_Task brief_
Repeat the data word for word. Do not include the pictures.

_Supplied information_
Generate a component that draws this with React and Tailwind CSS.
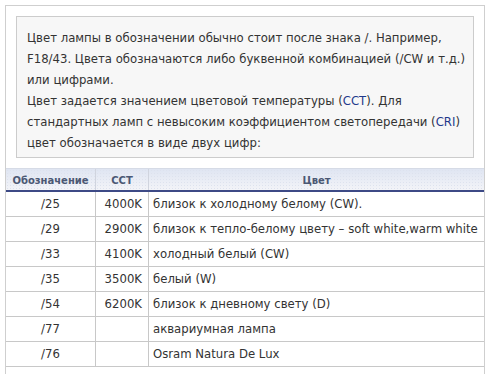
import React from "react";

const rows = [
  ["/25", "4000K", "близок к холодному белому (CW)."],
  ["/29", "2900K", "близок к тепло-белому цвету – soft white,warm white"],
  ["/33", "4100K", "холодный белый (CW)"],
  ["/35", "3500K", "белый (W)"],
  ["/54", "6200K", "близок к дневному свету (D)"],
  ["/77", "", "аквариумная лампа"],
  ["/76", "", "Osram Natura De Lux"],
];

export default function App() {
  return (
    <div
      className="w-[491px] h-[374px] bg-white overflow-hidden pt-[5px] pl-[5px]"
      style={{ fontFamily: '"DejaVu Sans", Verdana, sans-serif' }}
    >
      <div className="w-[480px] h-[380px] border-t border-l border-r border-[#cfcfcf]">
        <div className="p-[10px]">
          <div className="w-[458px] h-[142px] border border-[#cccccc] bg-[#f7f7f7] pl-[10px] pt-[11px] text-[11.7px] leading-[21px] text-[#333333] whitespace-nowrap">
            Цвет лампы в обозначении обычно стоит после знака /. Например,
            <br />
            F18/43. Цвета обозначаются либо буквенной комбинацией (/CW и т.д.)
            <br />
            или цифрами.
            <br />
            Цвет задается значением цветовой температуры (<span className="text-[#1f3a8c]">CCT</span>). Для
            <br />
            стандартных ламп с невысоким коэффициентом светопередачи (<span className="text-[#1f3a8c]">CRI</span>)
            <br />
            цвет обозначается в виде двух цифр:
          </div>
        </div>
        <div
          className="flex h-[24px] border-t border-[#d6dbe6] border-b-2 border-b-[#3d4a86] text-[10px] font-bold text-[#4b5874]"
          style={{
            backgroundColor: "#eef0f6",
            backgroundImage:
              "radial-gradient(circle, #dde2ee 0.7px, transparent 0.8px), linear-gradient(#dfe5f2, #f3f4f8)",
            backgroundSize: "3px 3px, 100% 100%",
          }}
        >
          <div className="w-[90px] shrink-0 flex items-center justify-center pt-[1px] border-r border-[#d0d4de]">
            Обозначение
          </div>
          <div className="w-[53px] shrink-0 flex items-center justify-center pt-[1px] border-r border-[#d0d4de]">
            CCT
          </div>
          <div className="flex-1 flex items-center justify-center pt-[1px]">Цвет</div>
        </div>
        {rows.map((r, i) => (
          <div
            key={i}
            className="flex h-[25px] border-b border-[#c8c8c8] text-[11.7px] text-[#333333] whitespace-nowrap"
          >
            <div className="w-[90px] shrink-0 flex items-center justify-center pt-[2px] border-r border-[#c8c8c8]">
              {r[0]}
            </div>
            <div className="w-[53px] shrink-0 flex items-center justify-end pr-[6px] pt-[2px] border-r border-[#c8c8c8]">
              {r[1]}
            </div>
            <div className="flex-1 min-w-0 overflow-hidden flex items-center pl-[4px] pt-[2px]">{r[2]}</div>
          </div>
        ))}
      </div>
    </div>
  );
}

_Result_
Generate a component that draws this with React and Tailwind CSS.
import React from "react";

const rows = [
  ["/25", "4000K", "близок к холодному белому (CW)."],
  ["/29", "2900K", "близок к тепло-белому цвету – soft white,warm white"],
  ["/33", "4100K", "холодный белый (CW)"],
  ["/35", "3500K", "белый (W)"],
  ["/54", "6200K", "близок к дневному свету (D)"],
  ["/77", "", "аквариумная лампа"],
  ["/76", "", "Osram Natura De Lux"],
];

export default function App() {
  return (
    <div
      className="w-[491px] h-[374px] bg-white overflow-hidden pt-[5px] pl-[5px]"
      style={{ fontFamily: '"DejaVu Sans", Verdana, sans-serif' }}
    >
      <div className="w-[480px] h-[380px] border-t border-l border-r border-[#cfcfcf]">
        <div className="p-[10px]">
          <div className="w-[458px] h-[142px] border border-[#cccccc] bg-[#f7f7f7] pl-[10px] pt-[11px] text-[11.7px] leading-[21px] text-[#333333] whitespace-nowrap">
            Цвет лампы в обозначении обычно стоит после знака /. Например,
            <br />
            F18/43. Цвета обозначаются либо буквенной комбинацией (/CW и т.д.)
            <br />
            или цифрами.
            <br />
            Цвет задается значением цветовой температуры (<span className="text-[#1f3a8c]">CCT</span>). Для
            <br />
            стандартных ламп с невысоким коэффициентом светопередачи (<span className="text-[#1f3a8c]">CRI</span>)
            <br />
            цвет обозначается в виде двух цифр:
          </div>
        </div>
        <div
          className="flex h-[24px] border-t border-[#d6dbe6] border-b-2 border-b-[#3d4a86] text-[10px] font-bold text-[#4b5874]"
          style={{
            backgroundColor: "#eef0f6",
            backgroundImage:
              "radial-gradient(circle, #dde2ee 0.7px, transparent 0.8px), linear-gradient(#dfe5f2, #f3f4f8)",
            backgroundSize: "3px 3px, 100% 100%",
          }}
        >
          <div className="w-[90px] shrink-0 flex items-center justify-center pt-[1px] border-r border-[#d0d4de]">
            Обозначение
          </div>
          <div className="w-[53px] shrink-0 flex items-center justify-center pt-[1px] border-r border-[#d0d4de]">
            CCT
          </div>
          <div className="flex-1 flex items-center justify-center pt-[1px]">Цвет</div>
        </div>
        {rows.map((r, i) => (
          <div
            key={i}
            className="flex h-[25px] border-b border-[#c8c8c8] text-[11.7px] text-[#333333] whitespace-nowrap"
          >
            <div className="w-[90px] shrink-0 flex items-center justify-center pt-[2px] border-r border-[#c8c8c8]">
              {r[0]}
            </div>
            <div className="w-[53px] shrink-0 flex items-center justify-end pr-[6px] pt-[2px] border-r border-[#c8c8c8]">
              {r[1]}
            </div>
            <div className="flex-1 min-w-0 overflow-hidden flex items-center pl-[4px] pt-[2px]">{r[2]}</div>
          </div>
        ))}
      </div>
    </div>
  );
}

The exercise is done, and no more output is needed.